To say that the DOE’s new Regents grading system proved itself more inefficient than useful would be an understatement. Last June’s grading blunder not only skewed the results of many test scores and delayed some seniors’ graduation plans, but it wasted millions of dollars that could have been used elsewhere, and wasted the time of educators who are already hard-pressed for it. Under Mayor Michael Bloomberg, the city government has delighted in grading everything it can as a prelude to closure or termination; after this fiasco, would any independent assessor call the mayor’s latest educational policy anything but a failure?
The grading system–a partnership between McGraw Hill and the DOE–was meant to streamline the supposedly messy practice of scoring tests by hand. However, the execution was filled with glitches: graders weren’t able to log in to the servers, pages took minutes to load, and some test answers were partially obscured. Hours spent looking at unresponsive computer screens no doubt frustrated the teachers who were working overtime to make up for the system’s shortcomings. Worse, the city budgeted $9.6 million dollars for the faulty program, when the whole scoring process could have been done at no cost, and in a quicker time frame.

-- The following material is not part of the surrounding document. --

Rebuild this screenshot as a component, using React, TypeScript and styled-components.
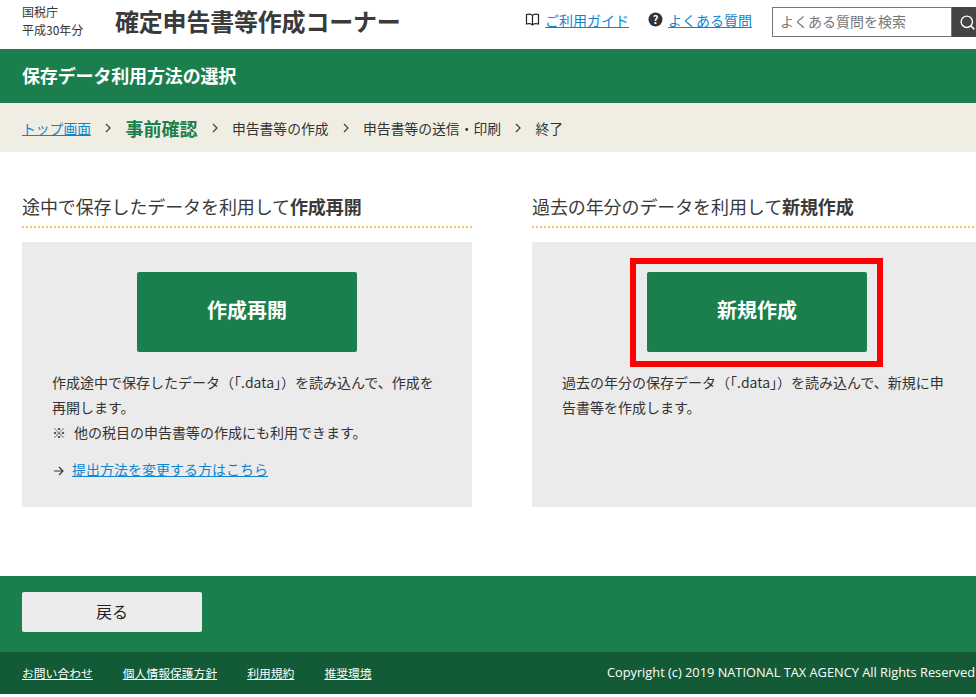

Even if the online scoring had worked, the cost mitigates the system’s true impact. Graders may have done their jobs a bit more efficiently, and perhaps it’s preferable to scoring tests manually, but it certainly doesn’t change the state of education that so many elected officials and the elected-to-be describe in political rhetoric. Why are we more concerned with finding out who exactly is failing a test instead of figuring out how exactly to help everyone–schools, students, teachers–succeed? For Mr. Bloomberg, who approved the program, this failed system adds little to his legacy of soda bans and bike lanes, all small, Upper East Side issues in comparison to what middle-class residents face every day.
Initially, the scoring system was introduced to deal with the suspicion that some teachers were grading their own students’ Regents exams too easily. This may have been a valid concern, but it was wrong to place the localized practice of scoring exams in the hands of a third party that scanned each hard copy from Connecticut, another state, and couldn’t even manage to have them viewed from its own servers.
The system was trying to solve a small problem in an extravagant way, and it failed to deliver. Not all teachers were inflating the grades of their own students, and the ones who were suspected of doing so should have been dealt with separately.
Even worse is the fact that the system appears to have produced unreliable results. How can a student here earn a high mark on an AP test and not achieve Mastery on a Regents? The fact that officials refuse to hear our appeals–likely because they believe we shouldn’t be complaining with a 99% pass rate–is unacceptable. If a teacher misgraded an exam, refused to reconsider, and withheld the specifics of how she determined the scores then DOE officials would do their best to fire her and would lament their inability to do so. How could high stakes exams not be held to the same standard? We desire transparency and accountability from the DOE.
The fact that this scoring system was only implemented in NYC, and nowhere else in the state, reflects a mistrust of teachers in urban settings, who face bigger pressures of having to do their jobs well in spite of larger class sizes and a less personalized curriculum. Taking away all of the teachers’ rights to score their own students’ exams, in effect, places a barrier between educators and the city government that shouldn’t exist, especially not now, when they have to work together to improve students’ performance.
The multi-million dollar McGraw Hill program, originally a three-year contract, has since been abandoned by the DOE. It remains to be seen whether or not the alternative–moving the physical tests around the different NYC schools to be graded by different teachers–will be any better. With the inauguration of a new mayor in the coming months, we will hopefully see funds put towards improving the big picture for both students and teachers.